### Task
Restate the material word for word and leave out anything that is a picture.

### Information supplied
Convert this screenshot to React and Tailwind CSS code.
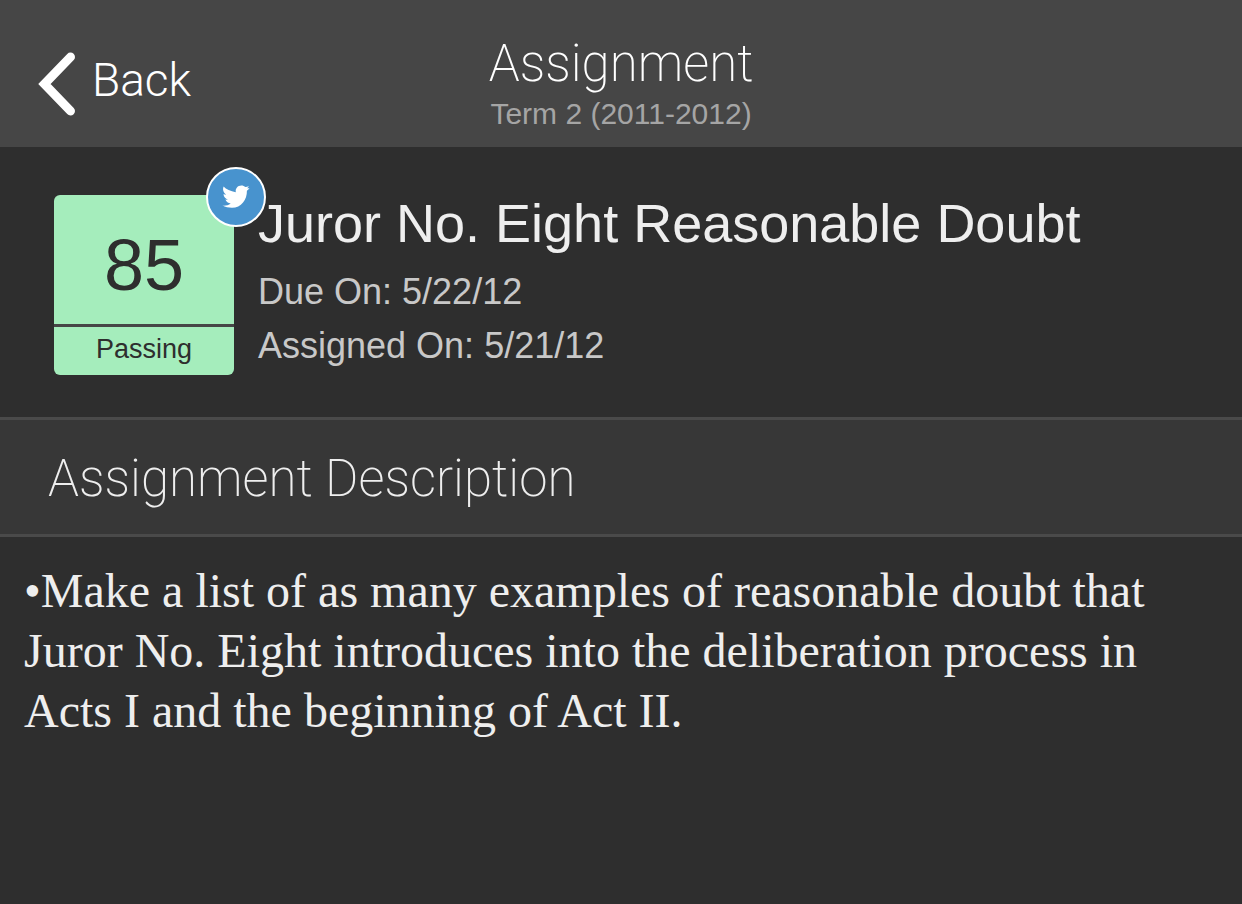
const assignment = {
  title: 'Juror No. Eight Reasonable Doubt',
  term: 'Term 2 (2011-2012)',
  score: 85,
  status: 'Passing',
  dueOn: '5/22/12',
  assignedOn: '5/21/12',
  description:
    '•Make a list of as many examples of reasonable doubt that Juror No. Eight introduces into the deliberation process in Acts I and the beginning of Act II.',
};

const BackIcon = () => (
  <svg width="38" height="64" viewBox="0 0 38 64" fill="none" aria-hidden="true">
    <path d="M32.5 5 L6.5 32 L32.5 59" stroke="#fff" strokeWidth="9" strokeLinecap="round" strokeLinejoin="miter" />
  </svg>
);

const TwitterIcon = () => (
  <svg width="28" height="24" viewBox="0 0 28 24" fill="#fff" aria-hidden="true">
    <path d="M1.6 1.6C4 4.4 8.6 6.4 13.8 7.2C13.2 3.4 15.8 .5 19.3 .5C21 .5 22.4 1.1 23.4 2.1C24.6 2 25.8 1.6 26.8 1C26.5 1.9 25.9 2.7 25.1 3.3C26 3.4 26.8 3.2 27.5 2.9C26.9 4.1 26 5 24.9 5.7C25.1 14.5 19.4 22.8 9.9 22.8C6.6 22.8 3.2 22.2 .5 20.6C3.6 20.9 6.5 20 8.7 18.4C6.2 18.3 4.2 16.9 3.4 14.6C4.3 14.8 5.2 14.8 6 14.6C3.4 13.9 1.6 11.8 1.5 9C2.3 9.4 3.2 9.7 4.1 9.7C1.6 7.9 .3 4.8 1.6 1.6Z" />
  </svg>
);

const Header = () => (
  <header className="grid grid-cols-[1fr_auto_1fr] bg-[#464646] px-[38px] pt-8 pb-3 font-['Roboto',sans-serif] text-white">
    <button type="button" className="flex items-center gap-4 self-center justify-self-start text-[46px] leading-[56px] font-light">
      <BackIcon />
      <span className="pb-2">Back</span>
    </button>
    <div className="text-center">
      <h1 className="text-[51px] leading-[64px] font-extralight">Assignment</h1>
      <p className="pb-1 font-['Liberation_Sans',sans-serif] text-[30px] leading-[35px] text-[#a5a5a5]">{assignment.term}</p>
    </div>
  </header>
);

const GradeCard = () => (
  <div className="relative w-[180px] shrink-0 rounded-md bg-[#a5edbc] text-center text-[#2e2e2e]">
    <p className="pt-3 text-[72px] leading-[117px]">{assignment.score}</p>
    <p className="border-t-3 border-[#464646] pb-1 text-[27px] leading-[44px]">{assignment.status}</p>
    <a
      href="#twitter"
      aria-label="Twitter"
      className="absolute -top-7 -right-8 flex size-[60px] items-center justify-center rounded-full border-2 border-white bg-[#4893ce]"
    >
      <TwitterIcon />
    </a>
  </div>
);

const App = () => {
  return (
    <div className="min-h-screen bg-[#2e2e2e] font-['Liberation_Sans',sans-serif] text-[#eeeeee]">
      <Header />

      <section className="flex gap-6 px-[54px] pt-12 pb-[42px]">
        <GradeCard />
        <div>
          <h2 className="text-[54px] leading-[56px]">{assignment.title}</h2>
          <div className="pt-3.5 text-[36px] leading-[54px] text-[#c8c8c8]">
            <p>Due On: {assignment.dueOn}</p>
            <p>Assigned On: {assignment.assignedOn}</p>
          </div>
        </div>
      </section>

      <section>
        <h2 className="border-y-3 border-[#4a4a4a] bg-[#373737] px-12 pt-1 font-['Roboto',sans-serif] text-[51px] leading-[110px] font-extralight">
          Assignment Description
        </h2>
        <p className="px-6 py-6 font-['Liberation_Serif',serif] text-[48px] leading-[60px]">{assignment.description}</p>
      </section>
    </div>
  );
};

export default App;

### Problem solution
Convert this screenshot to React and Tailwind CSS code.
const assignment = {
  title: 'Juror No. Eight Reasonable Doubt',
  term: 'Term 2 (2011-2012)',
  score: 85,
  status: 'Passing',
  dueOn: '5/22/12',
  assignedOn: '5/21/12',
  description:
    '•Make a list of as many examples of reasonable doubt that Juror No. Eight introduces into the deliberation process in Acts I and the beginning of Act II.',
};

const BackIcon = () => (
  <svg width="38" height="64" viewBox="0 0 38 64" fill="none" aria-hidden="true">
    <path d="M32.5 5 L6.5 32 L32.5 59" stroke="#fff" strokeWidth="9" strokeLinecap="round" strokeLinejoin="miter" />
  </svg>
);

const TwitterIcon = () => (
  <svg width="28" height="24" viewBox="0 0 28 24" fill="#fff" aria-hidden="true">
    <path d="M1.6 1.6C4 4.4 8.6 6.4 13.8 7.2C13.2 3.4 15.8 .5 19.3 .5C21 .5 22.4 1.1 23.4 2.1C24.6 2 25.8 1.6 26.8 1C26.5 1.9 25.9 2.7 25.1 3.3C26 3.4 26.8 3.2 27.5 2.9C26.9 4.1 26 5 24.9 5.7C25.1 14.5 19.4 22.8 9.9 22.8C6.6 22.8 3.2 22.2 .5 20.6C3.6 20.9 6.5 20 8.7 18.4C6.2 18.3 4.2 16.9 3.4 14.6C4.3 14.8 5.2 14.8 6 14.6C3.4 13.9 1.6 11.8 1.5 9C2.3 9.4 3.2 9.7 4.1 9.7C1.6 7.9 .3 4.8 1.6 1.6Z" />
  </svg>
);

const Header = () => (
  <header className="grid grid-cols-[1fr_auto_1fr] bg-[#464646] px-[38px] pt-8 pb-3 font-['Roboto',sans-serif] text-white">
    <button type="button" className="flex items-center gap-4 self-center justify-self-start text-[46px] leading-[56px] font-light">
      <BackIcon />
      <span className="pb-2">Back</span>
    </button>
    <div className="text-center">
      <h1 className="text-[51px] leading-[64px] font-extralight">Assignment</h1>
      <p className="pb-1 font-['Liberation_Sans',sans-serif] text-[30px] leading-[35px] text-[#a5a5a5]">{assignment.term}</p>
    </div>
  </header>
);

const GradeCard = () => (
  <div className="relative w-[180px] shrink-0 rounded-md bg-[#a5edbc] text-center text-[#2e2e2e]">
    <p className="pt-3 text-[72px] leading-[117px]">{assignment.score}</p>
    <p className="border-t-3 border-[#464646] pb-1 text-[27px] leading-[44px]">{assignment.status}</p>
    <a
      href="#twitter"
      aria-label="Twitter"
      className="absolute -top-7 -right-8 flex size-[60px] items-center justify-center rounded-full border-2 border-white bg-[#4893ce]"
    >
      <TwitterIcon />
    </a>
  </div>
);

const App = () => {
  return (
    <div className="min-h-screen bg-[#2e2e2e] font-['Liberation_Sans',sans-serif] text-[#eeeeee]">
      <Header />

      <section className="flex gap-6 px-[54px] pt-12 pb-[42px]">
        <GradeCard />
        <div>
          <h2 className="text-[54px] leading-[56px]">{assignment.title}</h2>
          <div className="pt-3.5 text-[36px] leading-[54px] text-[#c8c8c8]">
            <p>Due On: {assignment.dueOn}</p>
            <p>Assigned On: {assignment.assignedOn}</p>
          </div>
        </div>
      </section>

      <section>
        <h2 className="border-y-3 border-[#4a4a4a] bg-[#373737] px-12 pt-1 font-['Roboto',sans-serif] text-[51px] leading-[110px] font-extralight">
          Assignment Description
        </h2>
        <p className="px-6 py-6 font-['Liberation_Serif',serif] text-[48px] leading-[60px]">{assignment.description}</p>
      </section>
    </div>
  );
};

export default App;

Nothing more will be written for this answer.